▶ **SHORT PROBLEM**: Reproduce the material below line by line, beginning with its first line and ending with the line that contains "import React from"; leave out pictures.

##############################

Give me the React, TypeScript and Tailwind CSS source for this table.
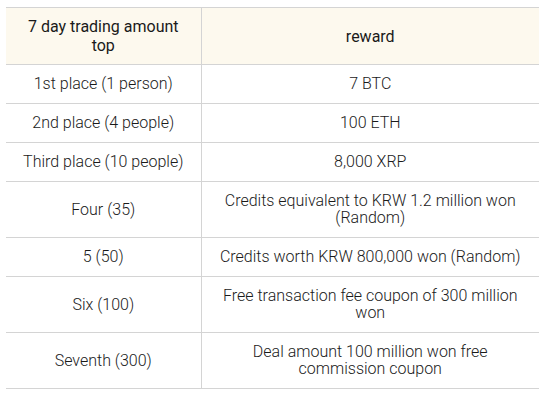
import React from "react";

const rows: [string, string][] = [
  ["1st place (1 person)", "7 BTC"],
  ["2nd place (4 people)", "100 ETH"],
  ["Third place (10 people)", "8,000 XRP"],
  ["Four (35)", "Credits equivalent to KRW 1.2 million won (Random)"],
  ["5 (50)", "Credits worth KRW 800,000 won (Random)"],
  ["Six (100)", "Free transaction fee coupon of 300 million won"],
  ["Seventh (300)", "Deal amount 100 million won free commission coupon"],
];

export default function App() {
  return (
    <div className="w-[549px] h-[400px] bg-white pt-[7px] pl-[6px]" style={{ fontFamily: "Roboto, 'Liberation Sans', sans-serif" }}>
      <table className="w-[533px] border-collapse text-[16px] text-[#1a1a1a] table-fixed">
        <colgroup>
          <col className="w-[195px]" />
          <col />
        </colgroup>
        <thead>
          <tr className="bg-[#fdf9ee]">
            <th className="border-y border-[#d4d4d4] border-r font-normal leading-[19px] text-center px-[18px] pt-[9px] pb-[9px]">
              7 day trading amount top
            </th>
            <th className="border-y border-[#d4d4d4] font-normal leading-[19px] text-center px-[12px] pt-[9px] pb-[9px]">
              reward
            </th>
          </tr>
        </thead>
        <tbody>
          {rows.map(([a, b]) => (
            <tr key={a}>
              <td className="border-b border-r border-[#d4d4d4] font-light leading-[17px] text-center px-[10px] pt-[10px] pb-[11px]">{a}</td>
              <td className="border-b border-[#d4d4d4] font-light leading-[17px] text-center px-[14px] pt-[10px] pb-[11px]">{b}</td>
            </tr>
          ))}
        </tbody>
      </table>
    </div>
  );
}
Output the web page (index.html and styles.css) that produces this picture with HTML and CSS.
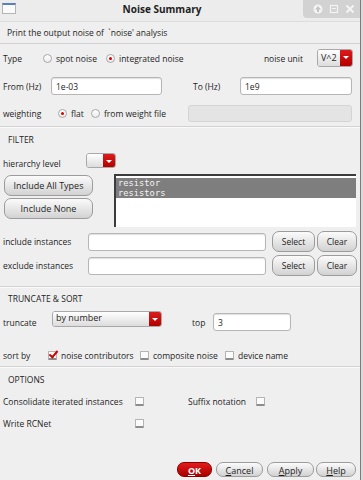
FILE: index.html
```html
<!DOCTYPE html>
<html>
<head>
<meta charset="utf-8">
<title>Noise Summary</title>
<link rel="stylesheet" href="styles.css">
</head>
<body>
<div class="window">
    <div class="titlebar">
        <span class="app-icon"></span>
        <span class="title">Noise Summary</span>
        <span class="wm-buttons">
            <svg width="10" height="10" viewBox="0 0 10 10"><circle cx="5" cy="5" r="4.5" fill="#f4f4f4"/><path d="M5 2 L8 5.5 H6 V8 H4 V5.5 H2 Z" fill="#c4c4c4"/></svg>
            <svg width="10" height="10" viewBox="0 0 10 10"><rect x="1.5" y="1.5" width="7" height="7" fill="none" stroke="#f4f4f4" stroke-width="1.2"/><rect x="3" y="4" width="4" height="1" fill="#f4f4f4"/></svg>
            <svg width="10" height="10" viewBox="0 0 10 10"><path d="M1.5 1.5 L8.5 8.5 M8.5 1.5 L1.5 8.5" stroke="#f4f4f4" stroke-width="2"/></svg>
        </span>
    </div>

    <div class="desc">Print the output noise of &nbsp;`noise' analysis</div>

    <div class="section">
        <div class="row row-type">
            <span class="lbl w40">Type</span>
            <span class="opt w63"><span class="radio"></span>spot noise</span>
            <span class="opt"><span class="radio on"></span>integrated noise</span>
            <span class="lbl unit-lbl">noise unit</span>
            <span class="combo combo-unit"><span class="combo-txt">V^2</span><span class="combo-btn"></span></span>
        </div>
        <div class="row row-from">
            <span class="lbl w48">From (Hz)</span>
            <span class="field w111">1e-03</span>
            <span class="lbl to-lbl">To (Hz)</span>
            <span class="field w112">1e9</span>
        </div>
        <div class="row row-weight">
            <span class="lbl w55">weighting</span>
            <span class="opt w33"><span class="radio on"></span>flat</span>
            <span class="opt w97"><span class="radio"></span>from weight file</span>
            <span class="field disabled w164"></span>
        </div>
    </div>

    <div class="section filter">
        <div class="head">FILTER</div>
        <div class="row row-hier">
            <span class="lbl w83">hierarchy level</span>
            <span class="combo combo-hier"><span class="combo-txt"></span><span class="combo-btn"></span></span>
        </div>
        <div class="types">
            <div class="type-buttons">
                <span class="btn">Include All Types</span>
                <span class="btn">Include None</span>
            </div>
            <div class="listbox">
                <div class="item sel">resistor</div>
                <div class="item sel">resistors</div>
            </div>
        </div>
        <div class="row row-inst">
            <span class="lbl w85">include instances</span>
            <span class="field w178"></span>
            <span class="btn small w43">Select</span>
            <span class="btn small w40">Clear</span>
        </div>
        <div class="row row-inst">
            <span class="lbl w85">exclude instances</span>
            <span class="field w178"></span>
            <span class="btn small w43">Select</span>
            <span class="btn small w40">Clear</span>
        </div>
    </div>

    <div class="section trunc">
        <div class="head">TRUNCATE &amp; SORT</div>
        <div class="row row-trunc">
            <span class="lbl w49">truncate</span>
            <span class="combo combo-trunc"><span class="combo-txt">by number</span><span class="combo-btn"></span></span>
            <span class="lbl top-lbl">top</span>
            <span class="field w78">3</span>
        </div>
        <div class="row row-sort">
            <span class="lbl w45">sort by</span>
            <span class="opt w92"><span class="check on"></span>noise contributors</span>
            <span class="opt w85"><span class="check"></span>composite noise</span>
            <span class="opt"><span class="check"></span>device name</span>
        </div>
    </div>

    <div class="section options">
        <div class="head">OPTIONS</div>
        <div class="row row-opt">
            <span class="lbl w132">Consolidate iterated instances</span>
            <span class="check"></span>
            <span class="lbl suffix-lbl">Suffix notation</span>
            <span class="check"></span>
        </div>
        <div class="row row-opt">
            <span class="lbl w132">Write RCNet</span>
            <span class="check"></span>
        </div>
    </div>

    <div class="footer">
        <span class="btn ok"><u>O</u>K</span>
        <span class="btn cancel"><u>C</u>ancel</span>
        <span class="btn apply"><u>A</u>pply</span>
        <span class="btn help"><u>H</u>elp</span>
    </div>
</div>
</body>
</html>
```

FILE: styles.css
```css
* { box-sizing: border-box; }

body {
    background: #d9d9d9;
    color: #1e1e1e;
    font-family: "Open Sans", "DejaVu Sans", sans-serif;
    font-size: 8.5px;
    height: 480px;
    margin: 0;
    overflow: hidden;
    width: 363px;
}

.window {
    background: #efefef;
    border-right: 1px solid #7c7c7c;
    display: flex;
    flex-direction: column;
    height: 480px;
    width: 361px;
}

/* title bar */
.titlebar {
    align-items: center;
    background: #ececec;
    border-bottom: 1px solid #dcdcdc;
    display: flex;
    flex: 0 0 22px;
    position: relative;
}

.app-icon {
    background: #fafafa;
    border: 1px solid #b4b4b4;
    border-top: 2px solid #5a7fbf;
    flex: none;
    height: 11px;
    margin: -4px 0 0 2px;
    width: 14px;
}

.title {
    flex: 1;
    font-size: 10px;
    font-weight: bold;
    margin-left: -16px;
    margin-top: -3px;
    padding-right: 36px;
    text-align: center;
}

.wm-buttons {
    align-items: center;
    background: #d2d2d2;
    border-bottom-left-radius: 4px;
    display: flex;
    gap: 6px;
    height: 18px;
    padding: 0 5px 0 10px;
    position: absolute;
    right: 0;
    top: 0;
}

.desc {
    align-items: center;
    border-bottom: 1px solid #d2d2d2;
    display: flex;
    flex: 0 0 22px;
    padding-left: 7px;
}

.section {
    border-bottom: 1px solid #d2d2d2;
    box-shadow: 0 1px 0 #fafafa;
    padding: 0 0 0 3px;
}

.row {
    align-items: center;
    display: flex;
}

.head {
    align-items: center;
    display: flex;
    height: 20px;
    padding-left: 5px;
}

.lbl { flex: none; white-space: nowrap; }
.opt { align-items: center; display: flex; flex: none; white-space: nowrap; }

.w33 { width: 33px; }
.w40 { width: 40px; }
.w43 { width: 43px; }
.w45 { width: 45px; }
.w48 { width: 48px; }
.w49 { width: 49px; }
.w55 { width: 55px; }
.w63 { width: 63px; }
.w78 { width: 78px; }
.w83 { width: 83px; }
.w85 { width: 85px; }
.w92 { width: 92px; }
.w97 { width: 97px; }
.w111 { width: 111px; }
.w112 { width: 112px; }
.w132 { width: 132px; }
.w164 { width: 164px; }
.w178 { width: 178px; }

/* radio and check */
.radio {
    background: linear-gradient(#ffffff, #ececec);
    border: 1px solid #a8a8a8;
    border-radius: 50%;
    flex: none;
    height: 9px;
    margin-right: 4px;
    position: relative;
    width: 9px;
}

.radio.on::after {
    background: #d40000;
    border-radius: 50%;
    content: "";
    height: 3px;
    left: 2px;
    position: absolute;
    top: 2px;
    width: 3px;
}

.check {
    background: #fbfbfb;
    border: 1px solid #b4b4b4;
    border-bottom: 2px solid #8c8c8c;
    border-radius: 1px;
    flex: none;
    height: 9px;
    margin-right: 4px;
    position: relative;
    width: 9px;
}

.check.on::after {
    border-bottom: 2px solid #d00000;
    border-right: 2px solid #d00000;
    content: "";
    height: 7px;
    left: 2px;
    position: absolute;
    top: -3px;
    transform: rotate(40deg);
    width: 3px;
}

/* fields */
.field {
    align-items: center;
    background: #fff;
    border: 1px solid #b6b6b6;
    border-radius: 3px;
    box-shadow: inset 0 1px 1px #e0e0e0;
    display: flex;
    flex: none;
    height: 18px;
    padding-left: 4px;
}

.field.disabled {
    background: #e4e4e4;
    border-color: #d4d4d4;
    box-shadow: none;
    height: 17px;
}

/* combos */
.combo {
    border: 1px solid #a8a8a8;
    border-radius: 3px;
    display: flex;
    flex: none;
    overflow: hidden;
}

.combo-txt {
    background: linear-gradient(#ffffff, #dcdcdc);
    flex: 1;
    line-height: 11px;
    padding-left: 3px;
}

.combo-btn {
    background: linear-gradient(#dc1c1c, #b40000);
    flex: 0 0 12px;
    position: relative;
}

.combo-btn::after {
    border-left: 3px solid transparent;
    border-right: 3px solid transparent;
    border-top: 3px solid #fff;
    content: "";
    left: 3px;
    position: absolute;
    top: 6px;
}

.combo-unit { height: 18px; margin-left: 14px; width: 36px; }
.combo-unit .combo-txt { font-size: 9px; line-height: 16px; }
.combo-hier { height: 15px; width: 30px; }
.combo-trunc { height: 16px; margin-top: -6px; width: 110px; }
.combo-trunc .combo-txt { font-size: 9px; line-height: 11px; }

/* buttons */
.btn {
    align-items: center;
    background: linear-gradient(#fbfbfb, #d2d2d2);
    border: 1px solid #9c9c9c;
    border-radius: 7px;
    display: flex;
    flex: none;
    justify-content: center;
    white-space: nowrap;
}

.btn u { text-decoration-thickness: 1px; text-underline-offset: 1px; }

/* first section */
.row-type { height: 28px; padding-right: 7px; padding-top: 1px; }
.unit-lbl { margin-left: auto; }
.row-type .combo-unit { margin-top: -2px; }
.row-from { height: 28px; }
.to-lbl { margin-left: 31px; width: 47px; }
.row-weight { height: 26px; }

/* filter */
.filter .head { height: 22px; padding-top: 2px; }
.row-hier { height: 25px; }
.row-hier .lbl { padding-top: 3px; }
.row-hier .combo { margin-top: -3px; }

.types {
    display: flex;
    height: 55px;
    padding-right: 4px;
}

.type-buttons {
    display: flex;
    flex-direction: column;
    gap: 2px;
    padding: 1px 0 0 1px;
    width: 111px;
}

.type-buttons .btn {
    font-size: 9px;
    height: 21px;
    width: 89px;
}

.listbox {
    background: #fff;
    border-left: 2px solid #3c3c3c;
    border-top: 2px solid #3c3c3c;
    flex: 1;
    height: 53px;
    padding-top: 2px;
}

.item {
    color: #f4f4f4;
    font-family: "DejaVu Sans Mono", monospace;
    font-size: 8.75px;
    height: 10px;
    line-height: 10px;
    padding-left: 2px;
}

.item.sel { background: #7e7e7e; }

.row-inst { height: 23px; margin-top: 1px; }
.row-inst .field { margin-right: 6px; }
.btn.small { font-size: 8.5px; height: 21px; margin-right: 2px; }

.filter { padding-bottom: 9px; }

/* truncate */
.trunc .head { height: 22px; }
.row-trunc { height: 25px; }
.row-trunc .lbl { padding-top: 1px; }
.top-lbl { margin-left: 30px; width: 21px; }
.row-trunc .field { height: 18px; margin-top: 1px; }
.row-sort { height: 22px; margin-top: 10px; }

/* options */
.options { border-bottom: none; box-shadow: none; }
.options .head { height: 23px; padding-top: 2px; }
.row-opt { height: 22px; }
.suffix-lbl { margin-left: 40px; width: 68px; }

/* footer */
.footer {
    display: flex;
    justify-content: flex-end;
    margin-top: auto;
    padding: 0 4px 3px 0;
}

.footer .btn { font-size: 9px; height: 15px; padding-top: 1px; }
.footer .cancel { margin-left: 4px; width: 47px; }
.footer .apply { margin-left: 4px; width: 47px; }
.footer .help { margin-left: 2px; width: 40px; }

.btn.ok {
    background: linear-gradient(#e41a1a, #a80000);
    border-color: #8a0000;
    color: #fff;
    font-weight: bold;
    width: 35px;
}
```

##############################

▶ **WORKED SOLUTION**:
Give me the React, TypeScript and Tailwind CSS source for this table.
import React from "react";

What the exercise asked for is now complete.